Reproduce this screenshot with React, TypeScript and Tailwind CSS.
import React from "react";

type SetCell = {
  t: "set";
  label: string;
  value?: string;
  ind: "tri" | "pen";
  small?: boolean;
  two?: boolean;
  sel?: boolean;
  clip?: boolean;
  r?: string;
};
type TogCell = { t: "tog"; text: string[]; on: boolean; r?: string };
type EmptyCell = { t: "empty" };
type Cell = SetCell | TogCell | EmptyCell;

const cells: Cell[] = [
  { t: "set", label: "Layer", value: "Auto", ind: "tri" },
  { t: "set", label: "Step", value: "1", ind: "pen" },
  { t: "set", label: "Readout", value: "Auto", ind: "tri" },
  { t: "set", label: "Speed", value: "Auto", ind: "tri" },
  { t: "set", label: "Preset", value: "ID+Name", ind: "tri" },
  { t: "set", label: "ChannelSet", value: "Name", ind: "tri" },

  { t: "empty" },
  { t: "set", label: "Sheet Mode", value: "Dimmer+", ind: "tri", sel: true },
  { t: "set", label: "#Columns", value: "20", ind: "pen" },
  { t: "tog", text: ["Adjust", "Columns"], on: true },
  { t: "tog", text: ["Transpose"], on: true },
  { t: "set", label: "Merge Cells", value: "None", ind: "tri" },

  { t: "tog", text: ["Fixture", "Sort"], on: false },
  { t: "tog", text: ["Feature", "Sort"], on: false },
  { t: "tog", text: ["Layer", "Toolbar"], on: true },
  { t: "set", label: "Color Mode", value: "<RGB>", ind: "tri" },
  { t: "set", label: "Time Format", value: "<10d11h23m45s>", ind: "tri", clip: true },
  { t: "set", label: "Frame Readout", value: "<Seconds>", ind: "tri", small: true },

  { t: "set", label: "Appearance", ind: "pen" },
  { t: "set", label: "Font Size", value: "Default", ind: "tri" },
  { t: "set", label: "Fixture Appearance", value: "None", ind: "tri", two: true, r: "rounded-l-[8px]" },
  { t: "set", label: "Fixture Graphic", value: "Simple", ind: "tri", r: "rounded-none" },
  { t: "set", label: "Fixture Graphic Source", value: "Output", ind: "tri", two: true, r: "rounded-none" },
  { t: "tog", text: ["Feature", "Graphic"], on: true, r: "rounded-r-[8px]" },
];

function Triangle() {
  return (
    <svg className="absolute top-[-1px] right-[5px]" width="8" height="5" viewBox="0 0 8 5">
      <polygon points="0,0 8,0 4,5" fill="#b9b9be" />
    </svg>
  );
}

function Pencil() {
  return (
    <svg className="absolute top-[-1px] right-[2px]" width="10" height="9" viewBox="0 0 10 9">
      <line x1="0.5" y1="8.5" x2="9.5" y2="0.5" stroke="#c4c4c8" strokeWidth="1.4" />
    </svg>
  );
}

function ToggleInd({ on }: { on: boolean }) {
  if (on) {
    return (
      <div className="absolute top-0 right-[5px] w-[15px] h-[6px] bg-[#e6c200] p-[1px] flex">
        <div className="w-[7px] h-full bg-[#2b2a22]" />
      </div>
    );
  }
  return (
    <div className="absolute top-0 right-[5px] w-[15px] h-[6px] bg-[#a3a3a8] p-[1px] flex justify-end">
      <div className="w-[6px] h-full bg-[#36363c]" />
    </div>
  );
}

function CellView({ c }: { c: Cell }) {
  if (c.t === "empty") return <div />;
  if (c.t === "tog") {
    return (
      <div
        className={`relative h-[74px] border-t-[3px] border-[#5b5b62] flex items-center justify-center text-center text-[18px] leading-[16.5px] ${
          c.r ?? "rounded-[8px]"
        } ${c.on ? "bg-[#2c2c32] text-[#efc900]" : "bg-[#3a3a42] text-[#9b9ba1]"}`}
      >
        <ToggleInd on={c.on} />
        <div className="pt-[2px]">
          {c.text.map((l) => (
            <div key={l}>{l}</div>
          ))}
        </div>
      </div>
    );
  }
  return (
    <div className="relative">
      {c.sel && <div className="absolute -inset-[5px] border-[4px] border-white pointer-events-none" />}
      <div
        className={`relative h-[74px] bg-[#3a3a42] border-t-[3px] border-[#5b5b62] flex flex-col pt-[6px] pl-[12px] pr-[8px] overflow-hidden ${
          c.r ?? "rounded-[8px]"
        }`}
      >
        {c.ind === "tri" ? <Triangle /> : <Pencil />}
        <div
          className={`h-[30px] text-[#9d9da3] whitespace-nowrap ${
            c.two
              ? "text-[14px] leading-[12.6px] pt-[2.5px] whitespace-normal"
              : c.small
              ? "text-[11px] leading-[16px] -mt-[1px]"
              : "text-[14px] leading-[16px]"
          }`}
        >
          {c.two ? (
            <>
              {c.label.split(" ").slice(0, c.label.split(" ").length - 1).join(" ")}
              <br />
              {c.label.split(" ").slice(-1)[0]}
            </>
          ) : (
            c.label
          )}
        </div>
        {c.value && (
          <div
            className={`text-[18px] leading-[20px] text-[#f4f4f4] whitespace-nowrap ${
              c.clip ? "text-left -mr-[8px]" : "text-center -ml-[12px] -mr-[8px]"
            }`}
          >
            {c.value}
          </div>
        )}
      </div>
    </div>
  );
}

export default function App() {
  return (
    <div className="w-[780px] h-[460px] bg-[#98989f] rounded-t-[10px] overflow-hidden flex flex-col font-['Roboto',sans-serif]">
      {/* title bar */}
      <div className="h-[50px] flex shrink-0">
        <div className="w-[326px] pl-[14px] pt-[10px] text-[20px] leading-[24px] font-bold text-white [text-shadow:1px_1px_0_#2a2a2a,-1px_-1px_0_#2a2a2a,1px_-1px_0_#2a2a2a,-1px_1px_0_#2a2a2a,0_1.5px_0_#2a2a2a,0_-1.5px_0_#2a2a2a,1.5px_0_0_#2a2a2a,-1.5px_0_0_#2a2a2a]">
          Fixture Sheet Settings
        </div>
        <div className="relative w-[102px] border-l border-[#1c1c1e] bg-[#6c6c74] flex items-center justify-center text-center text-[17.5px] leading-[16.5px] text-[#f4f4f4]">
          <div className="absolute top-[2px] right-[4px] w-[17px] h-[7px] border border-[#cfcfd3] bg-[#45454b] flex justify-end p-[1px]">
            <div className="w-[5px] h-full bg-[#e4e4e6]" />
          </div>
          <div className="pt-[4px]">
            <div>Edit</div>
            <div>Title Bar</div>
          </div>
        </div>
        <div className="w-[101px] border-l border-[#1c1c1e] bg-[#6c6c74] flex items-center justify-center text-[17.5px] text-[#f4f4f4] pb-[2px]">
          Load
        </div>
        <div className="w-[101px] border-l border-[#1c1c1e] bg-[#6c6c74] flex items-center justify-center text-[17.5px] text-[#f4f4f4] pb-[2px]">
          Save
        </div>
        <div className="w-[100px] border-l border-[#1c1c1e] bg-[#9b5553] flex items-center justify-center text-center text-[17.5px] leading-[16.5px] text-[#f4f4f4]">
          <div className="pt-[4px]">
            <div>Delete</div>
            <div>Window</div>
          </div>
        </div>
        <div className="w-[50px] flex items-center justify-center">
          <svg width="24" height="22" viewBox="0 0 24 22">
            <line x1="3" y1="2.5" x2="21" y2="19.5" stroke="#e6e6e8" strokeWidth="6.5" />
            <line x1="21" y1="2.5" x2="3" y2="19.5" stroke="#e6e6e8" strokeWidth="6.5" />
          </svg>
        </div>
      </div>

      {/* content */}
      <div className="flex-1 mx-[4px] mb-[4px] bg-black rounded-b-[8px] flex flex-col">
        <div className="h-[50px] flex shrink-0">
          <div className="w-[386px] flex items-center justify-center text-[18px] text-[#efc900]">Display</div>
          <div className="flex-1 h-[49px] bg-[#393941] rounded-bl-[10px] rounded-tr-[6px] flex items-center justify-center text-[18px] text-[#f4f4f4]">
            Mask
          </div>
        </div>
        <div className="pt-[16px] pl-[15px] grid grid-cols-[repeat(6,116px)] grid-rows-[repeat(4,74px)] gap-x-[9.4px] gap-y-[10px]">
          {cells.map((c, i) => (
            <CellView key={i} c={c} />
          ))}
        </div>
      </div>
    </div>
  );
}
☆ ☆ ☆ ☆ ☆ ☆ ☆
All lines from the beginning of the material above through the one with "type Cell = SetCell | TogCell | EmptyCell;" need to be returned exactly; please return those and only those.

Reproduce this screenshot with React, TypeScript and Tailwind CSS.
import React from "react";

type SetCell = {
  t: "set";
  label: string;
  value?: string;
  ind: "tri" | "pen";
  small?: boolean;
  two?: boolean;
  sel?: boolean;
  clip?: boolean;
  r?: string;
};
type TogCell = { t: "tog"; text: string[]; on: boolean; r?: string };
type EmptyCell = { t: "empty" };
type Cell = SetCell | TogCell | EmptyCell;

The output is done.